In practice, this means:
- Singapore Holdcos must have real management activity — board meetings held in Singapore, strategic decisions made in Singapore, directors with Singapore residency
- Shell entities with no genuine presence or activity in Singapore face treaty denial risk
- PE funds that have their investment management teams genuinely based in Singapore (as most do) are well-positioned; paper structures used purely for tax access are not
Practical implication for deal teams: due diligence on Singapore-structure acquisitions must verify the substance position of the Singapore Holdco, not just the treaty availability.
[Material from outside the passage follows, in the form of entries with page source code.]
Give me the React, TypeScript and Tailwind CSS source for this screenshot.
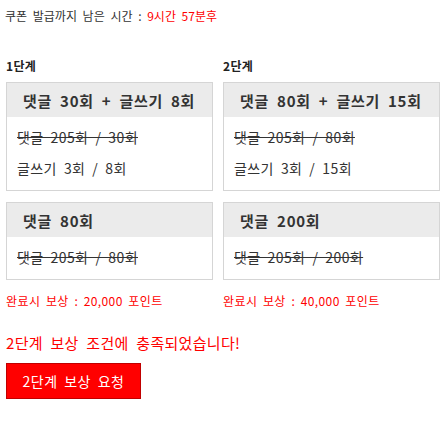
import React from "react";

const font = { fontFamily: '"Noto Sans CJK KR", "Noto Sans", sans-serif' };

function Card({ title, lines, width }: { title: string; lines: { text: string; strike?: boolean }[]; width: string }) {
  return (
    <div className={`${width} border border-[#d5d5d5] bg-white`}>
      <div className="h-[34px] bg-[#ebebeb] pl-[16px] flex items-center text-[15px] font-bold text-[#333] leading-none tracking-[0.7px] [word-spacing:4px]">
        {title}
      </div>
      <div className="pl-[10px] pt-[5px] pb-[6px] text-[14px] text-[#333] tracking-[0.4px] [word-spacing:3.5px]">
        {lines.map((l, i) => (
          <div key={i} className={`leading-[31px] ${l.strike ? "line-through" : ""}`}>
            {l.text}
          </div>
        ))}
      </div>
    </div>
  );
}

export default function App() {
  return (
    <div className="bg-white w-[448px] h-[426px] px-[6px] pt-[9px]" style={font}>
      <div className="text-[12px] leading-[14px] text-[#333] -ml-[1px] [word-spacing:3px]">
        쿠폰 발급까지 남은 시간 : <span className="text-[#ff0000]">9시간 57분후</span>
      </div>
      <div className="flex gap-[10px] mt-[35px]">
        <div className="flex flex-col w-[207px]">
          <div className="text-[12px] font-bold leading-[16px] text-[#222] mb-[8px] tracking-[0.3px]">1단계</div>
          <Card
            width="w-[207px]"
            title="댓글 30회 + 글쓰기 8회"
            lines={[
              { text: "댓글 205회 / 30회", strike: true },
              { text: "글쓰기 3회 / 8회" },
            ]}
          />
          <div className="mt-[11px]">
            <Card width="w-[207px]" title="댓글 80회" lines={[{ text: "댓글 205회 / 80회", strike: true }]} />
          </div>
          <div className="mt-[14px] text-[12px] leading-[14px] text-[#ff0000] tracking-[0.4px] [word-spacing:2.5px]">완료시 보상 : 20,000 포인트</div>
        </div>
        <div className="flex flex-col w-[217px]">
          <div className="text-[12px] font-bold leading-[16px] text-[#222] mb-[8px] tracking-[0.3px]">2단계</div>
          <Card
            width="w-[217px]"
            title="댓글 80회 + 글쓰기 15회"
            lines={[
              { text: "댓글 205회 / 80회", strike: true },
              { text: "글쓰기 3회 / 15회" },
            ]}
          />
          <div className="mt-[11px]">
            <Card width="w-[217px]" title="댓글 200회" lines={[{ text: "댓글 205회 / 200회", strike: true }]} />
          </div>
          <div className="mt-[14px] text-[12px] leading-[14px] text-[#ff0000] tracking-[0.4px] [word-spacing:2.5px]">완료시 보상 : 40,000 포인트</div>
        </div>
      </div>
      <div className="mt-[25px] text-[15px] leading-[20px] text-[#ff0000] tracking-[0.3px] [word-spacing:4px]">2단계 보상 조건에 충족되었습니다!</div>
      <button className="mt-[10px] h-[36px] w-[135px] bg-[#ff0000] border border-[#c00000] text-white text-[14px] flex items-center justify-center tracking-[0.5px] [word-spacing:3px]">
        2단계 보상 요청
      </button>
    </div>
  );
}
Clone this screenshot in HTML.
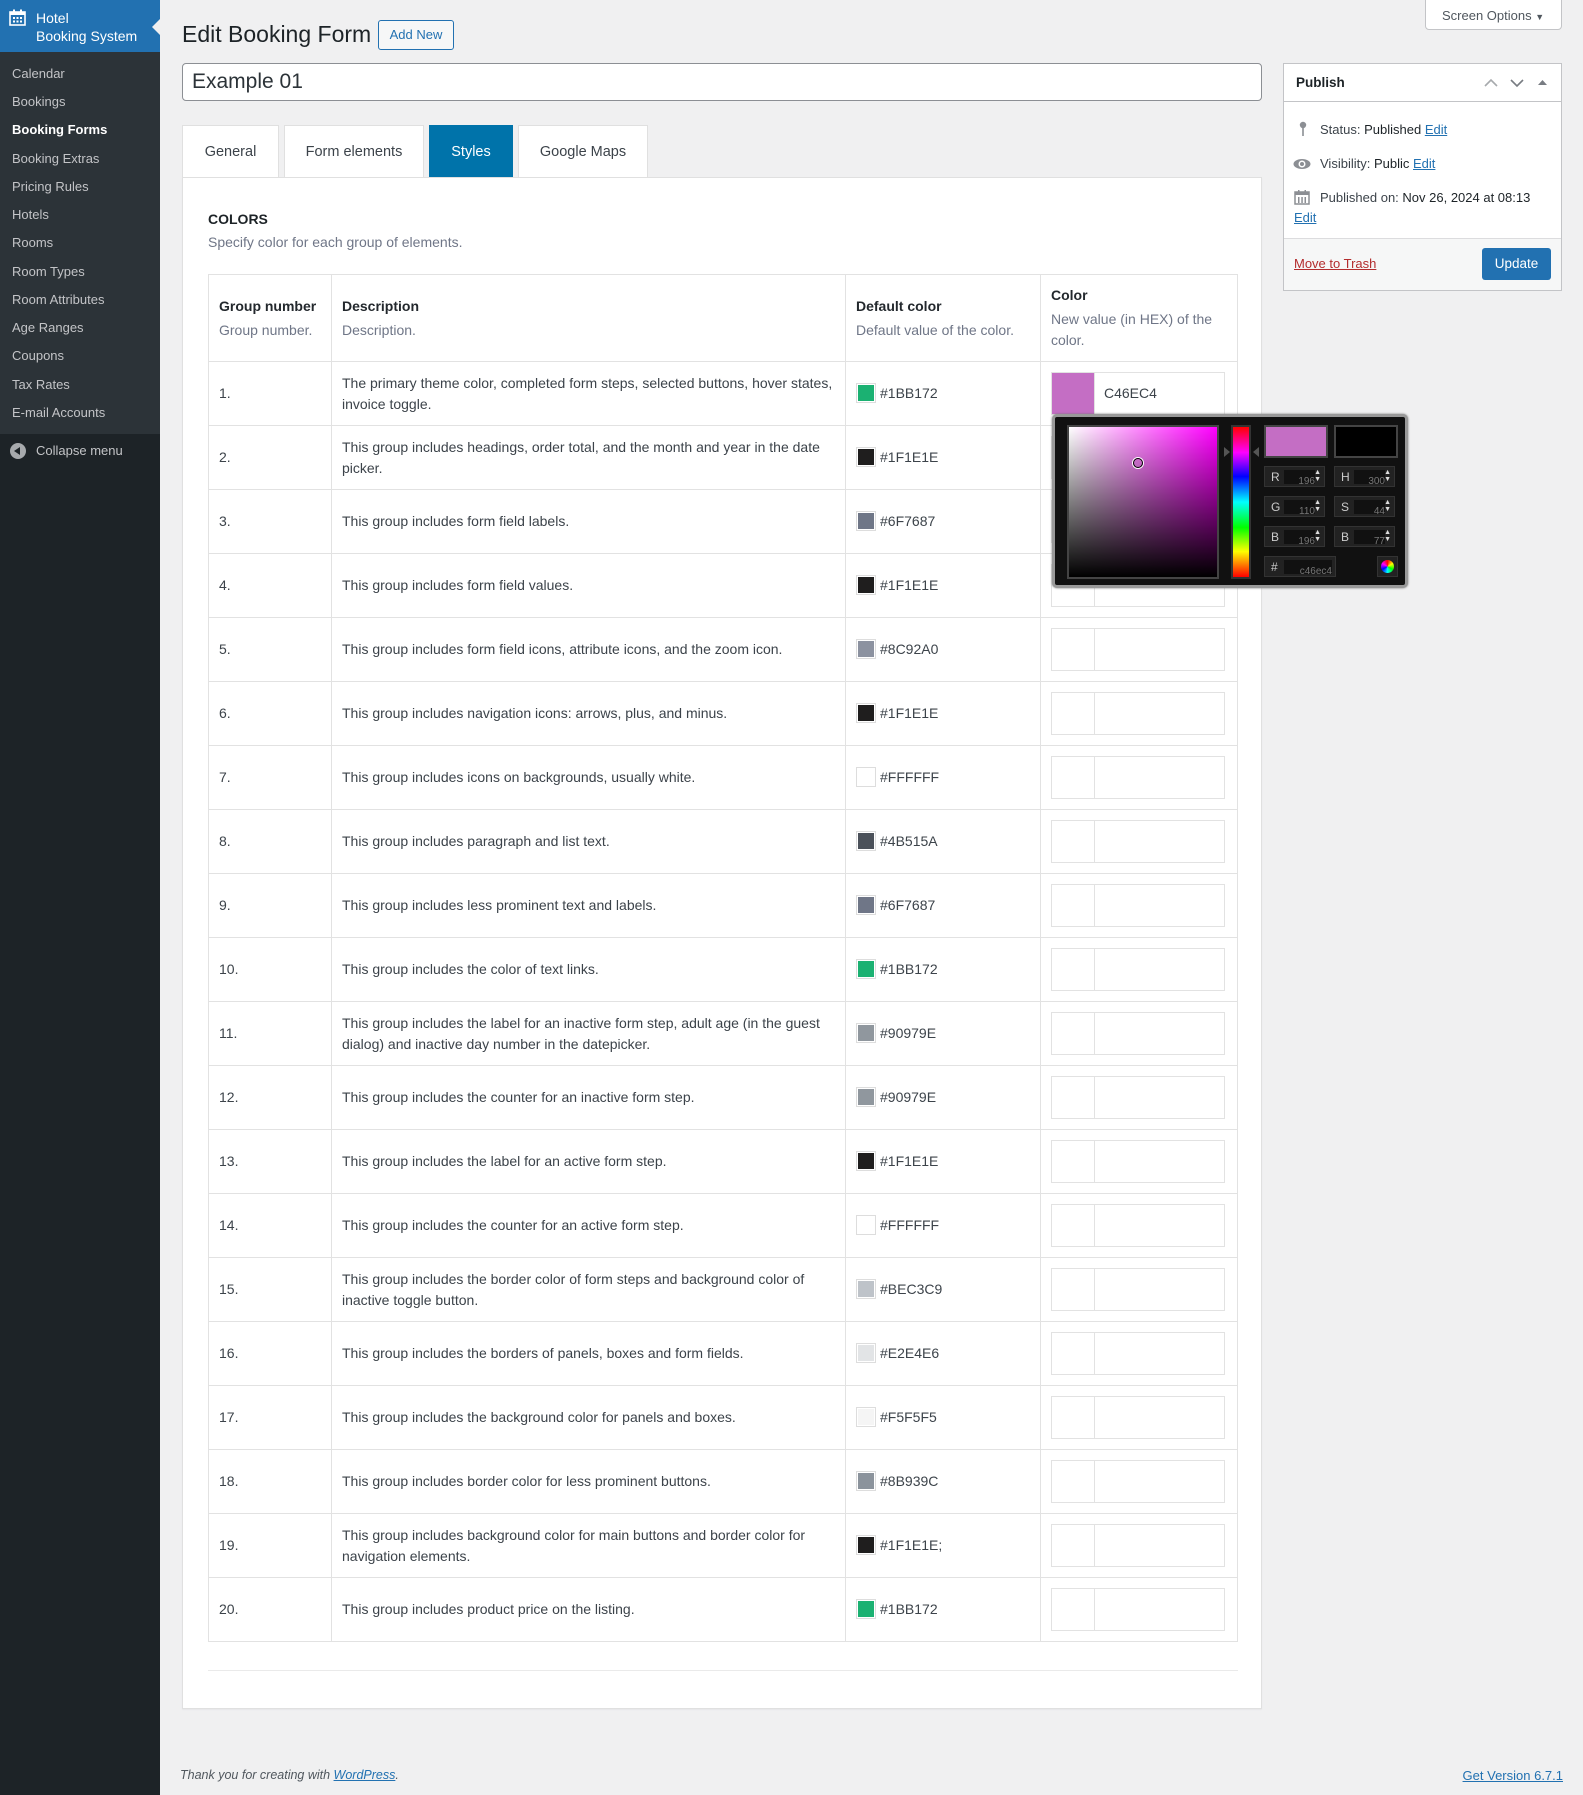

CECA and the Singapore-India Deal Corridor
The Singapore-India bilateral M&A corridor is the most active intra-APAC cross-border deal flow for advisory teams, driven by:
- Singapore SWF capital (GIC, Temasek) with permanent India mandates
- Singapore-domiciled PE funds deploying India-focused strategies
- Indian IT majors using Singapore as the acquisition vehicle for ASEAN expansion
- Indian diaspora family offices in Singapore making direct India investments
- Global funds using Singapore as the intermediate jurisdiction for India exposure
For a comprehensive breakdown of the Singapore-India M&A corridor — deal dynamics, active sectors, regulatory approvals, and sourcing strategies — see our Singapore-India M&A guide.
CECA Treaty vs DTAA
CECA contains a standalone Double Taxation Avoidance Agreement (DTAA), which superseded the prior bilateral tax treaty between Singapore and India that existed before CECA. The CECA DTAA has been amended multiple times, most significantly in 2016 when India renegotiated capital gains provisions with Singapore (and Mauritius simultaneously) to close perceived treaty shopping abuses. The current framework — with capital gains generally taxed in Singapore for shares acquired after April 2017 — is the operative regime for M&A deal structuring.
For deal teams working Singapore-India transactions, qualified Singapore and Indian tax counsel should review the specific treaty application for each transaction, particularly for complex deal structures involving multiple holding layers.